Opinion
2003-01849.
December 22, 2003.
In an action to recover damages for personal injuries, the defendants appeal from an order of the Supreme Court, Kings County (Partnow, J.), dated January 13, 2003, which denied their motion for summary judgment dismissing the complaint on the ground that the plaintiff did not sustain a serious injury within the meaning of Insurance Law § 5102(d).
Cheven, Keely Hatzis, New York, N.Y. (Stacy R. Seldin of counsel), for appellant.
Brown Gropper, LLP, New York, N.Y. (Joshua Gropper of counsel), for respondent.

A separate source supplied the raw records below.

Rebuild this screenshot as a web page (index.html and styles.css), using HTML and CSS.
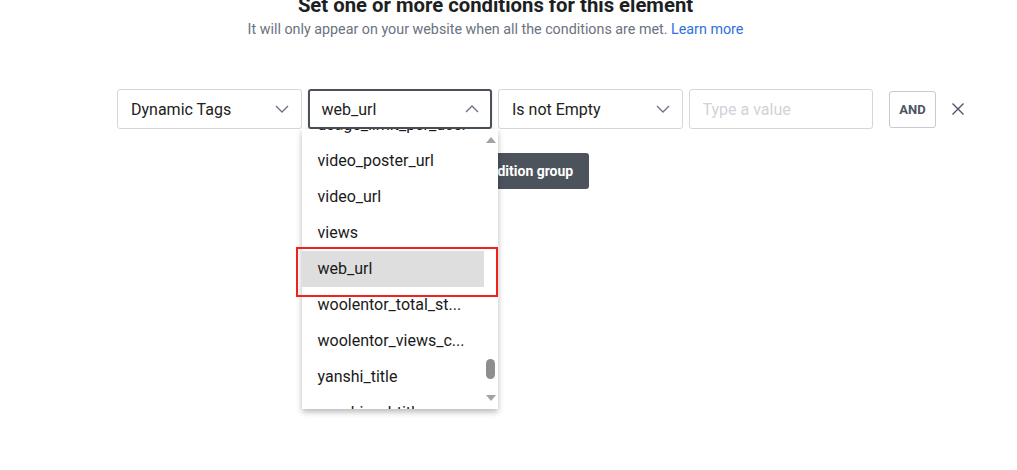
FILE: index.html
```html
<!DOCTYPE html>
<html lang="en">
<head>
    <meta charset="UTF-8">
    <meta name="viewport" content="width=device-width, initial-scale=1.0">
    <title>Display Conditions</title>
    <link rel="stylesheet" href="styles.css">
</head>
<body>
    <div class="header">
        <h1>Set one or more conditions for this element</h1>
        <p>It will only appear on your website when all the conditions are met. <a href="#">Learn more</a></p>
    </div>

    <div class="condition-row">
        <div class="select">
            <span>Dynamic Tags</span>
            <svg class="chevron" width="14" height="8" viewBox="0 0 14 8"><path d="M1 1l6 6 6-6" fill="none" stroke="#6b7280" stroke-width="1.3"/></svg>
        </div>
        <div class="select-wrap">
            <div class="select focused">
                <span>web_url</span>
                <svg class="chevron" width="14" height="8" viewBox="0 0 14 8"><path d="M1 7l6-6 6 6" fill="none" stroke="#6b7280" stroke-width="1.3"/></svg>
            </div>
            <div class="dropdown">
                <div class="options">
                    <div class="option first">usage_limit_per_user</div>
                    <div class="option">video_poster_url</div>
                    <div class="option">video_url</div>
                    <div class="option">views</div>
                    <div class="option selected">web_url</div>
                    <div class="option">woolentor_total_st...</div>
                    <div class="option">woolentor_views_c...</div>
                    <div class="option">yanshi_title</div>
                    <div class="option">yanshi_subtitle</div>
                </div>
                <div class="scrollbar">
                    <span class="arrow up"></span>
                    <span class="thumb"></span>
                    <span class="arrow down"></span>
                </div>
                <div class="highlight-box"></div>
            </div>
        </div>
        <div class="select">
            <span>Is not Empty</span>
            <svg class="chevron" width="14" height="8" viewBox="0 0 14 8"><path d="M1 1l6 6 6-6" fill="none" stroke="#6b7280" stroke-width="1.3"/></svg>
        </div>
        <input class="value-input" type="text" placeholder="Type a value">
        <button class="and-btn">AND</button>
        <svg class="remove" width="14" height="14" viewBox="0 0 14 14"><path d="M1.5 1.5l11 11M12.5 1.5l-11 11" stroke="#4b5563" stroke-width="1.4"/></svg>
    </div>

    <div class="group-actions">
        <button class="group-btn">Add condition group</button>
    </div>
</body>
</html>
```

FILE: styles.css
```css
html, body {
    min-height: 470px;
}
body {
    margin: 0;
    font-family: Roboto, "Liberation Sans", sans-serif;
    color: #1f2328;
    background: #fff;
}
.header {
    text-align: center;
    margin-top: -6px;
    padding-right: 26px;
}
.header h1 {
    margin: 0;
    font-size: 20.3px;
    font-weight: 700;
    line-height: 22px;
    color: #1d1f23;
}
.header p {
    margin: 4px 0 0;
    font-size: 14.3px;
    line-height: 18px;
    color: #6b7280;
}
.header a {
    color: #2f6fe4;
    text-decoration: none;
}
.condition-row {
    display: flex;
    align-items: center;
    gap: 6px;
    margin: 51px 0 0 117px;
}
.select {
    box-sizing: border-box;
    width: 184.5px;
    height: 40px;
    border: 1px solid #d4d6da;
    border-radius: 3px;
    display: flex;
    align-items: center;
    justify-content: space-between;
    padding: 0 12px 0 13px;
    font-size: 16px;
    color: #222;
}
.select.focused {
    border: 2px solid #4a5059;
    padding: 0 11px 0 12px;
    box-shadow: 0 1px 2px rgba(0, 0, 0, 0.15);
}
.select-wrap {
    position: relative;
}
.chevron {
    display: block;
}
.value-input {
    box-sizing: border-box;
    width: 184.5px;
    height: 40px;
    border: 1px solid #d4d6da;
    border-radius: 3px;
    padding: 0 13px;
    font-family: inherit;
    font-size: 16px;
}
.value-input::placeholder {
    color: #d0d3d8;
}
.and-btn {
    box-sizing: border-box;
    margin-left: 10px;
    width: 47px;
    height: 37px;
    border: 1px solid #c8cace;
    border-radius: 3px;
    background: #fff;
    font-family: inherit;
    font-weight: 700;
    font-size: 13px;
    color: #4b5563;
    padding: 0;
}
.remove {
    margin-left: 9px;
}
.dropdown {
    position: absolute;
    top: 40px;
    left: -6px;
    width: 196px;
    height: 280px;
    background: #fff;
    box-shadow: 0 3px 6px rgba(0, 0, 0, 0.28);
    display: flex;
    z-index: 2;
}
.options {
    flex: 1;
    overflow: hidden;
}
.option {
    height: 36px;
    line-height: 36px;
    padding-left: 16px;
    font-size: 16px;
    color: #1a1a1a;
    white-space: nowrap;
}
.option.first {
    margin-top: -22px;
}
.option.selected {
    background: #dedede;
}
.scrollbar {
    width: 14px;
    position: relative;
    background: #fff;
}
.arrow {
    position: absolute;
    left: 2px;
    width: 0;
    height: 0;
    border-left: 5px solid transparent;
    border-right: 5px solid transparent;
}
.arrow.up {
    top: 8px;
    border-bottom: 6px solid #a3a3a3;
}
.arrow.down {
    bottom: 8px;
    border-top: 6px solid #a3a3a3;
}
.thumb {
    position: absolute;
    left: 2px;
    top: 230px;
    width: 9px;
    height: 20px;
    border-radius: 5px;
    background: #8e8e8e;
}
.highlight-box {
    position: absolute;
    left: -6px;
    top: 118px;
    width: 202px;
    height: 50px;
    box-sizing: border-box;
    border: 2px solid #f0231c;
}
.group-actions {
    display: flex;
    justify-content: center;
    margin-top: 24px;
    padding-right: 26px;
}
.group-btn {
    height: 36px;
    padding: 0 16px 0 44px;
    border: none;
    border-radius: 3px;
    background: #4c535c;
    color: #fff;
    font-family: inherit;
    font-weight: 700;
    font-size: 14px;
}
```
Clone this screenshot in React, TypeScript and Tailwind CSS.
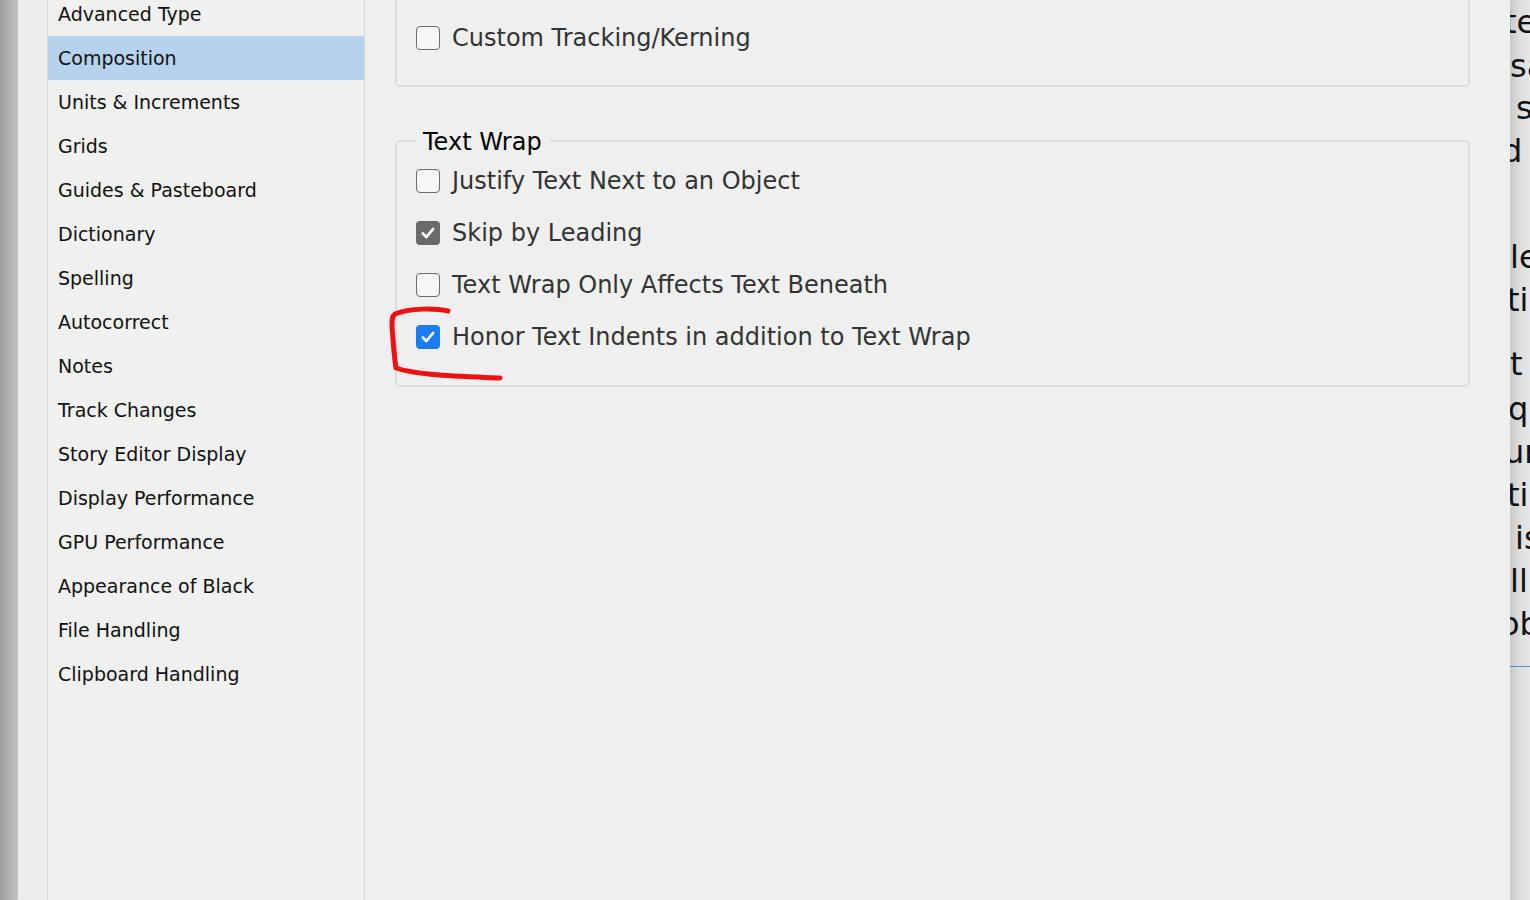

Before: THOMAS A. ADAMS and WILLIAM F. MASTRO, JJ.
DECISION ORDER
ORDERED that the order is reversed, on the law, with costs, the motion is granted, and the complaint is dismissed.
Through the affirmations of their medical experts, the plaintiff's EBT testimony, and the records of the plaintiff's treating physicians, the defendants made a prima facie showing that the plaintiff did not sustain a serious injury within the meaning of Insurance Law § 5102(d) ( see Toure v. Avis Rent A Car Sys., 98 N.Y.2d 345; Gaddy v. Eyler, 79 N.Y.2d 955). The affirmation of the plaintiff's expert, who first examined the plaintiff after the defendants moved for summary judgment, was based upon subjective complaints of pain and speculation. Thus, it was insufficient to raise a triable issue of fact ( see Trotter v. Hart, 285 A.D.2d 772; Cabri v. Myung-Soo Park, 260 A.D.2d 525; Williams v. Ciaramella, 250 A.D.2d 763; Medina v. Zalmen Reis and Assocs., 239 A.D.2d 394; Waldman v. Dong Kook Chang, 175 A.D.2d 204).
Accordingly, the defendants were entitled to summary judgment dismissing the complaint.
ALTMAN, J.P., S. MILLER, McGINITY, ADAMS and MASTRO, JJ., concur.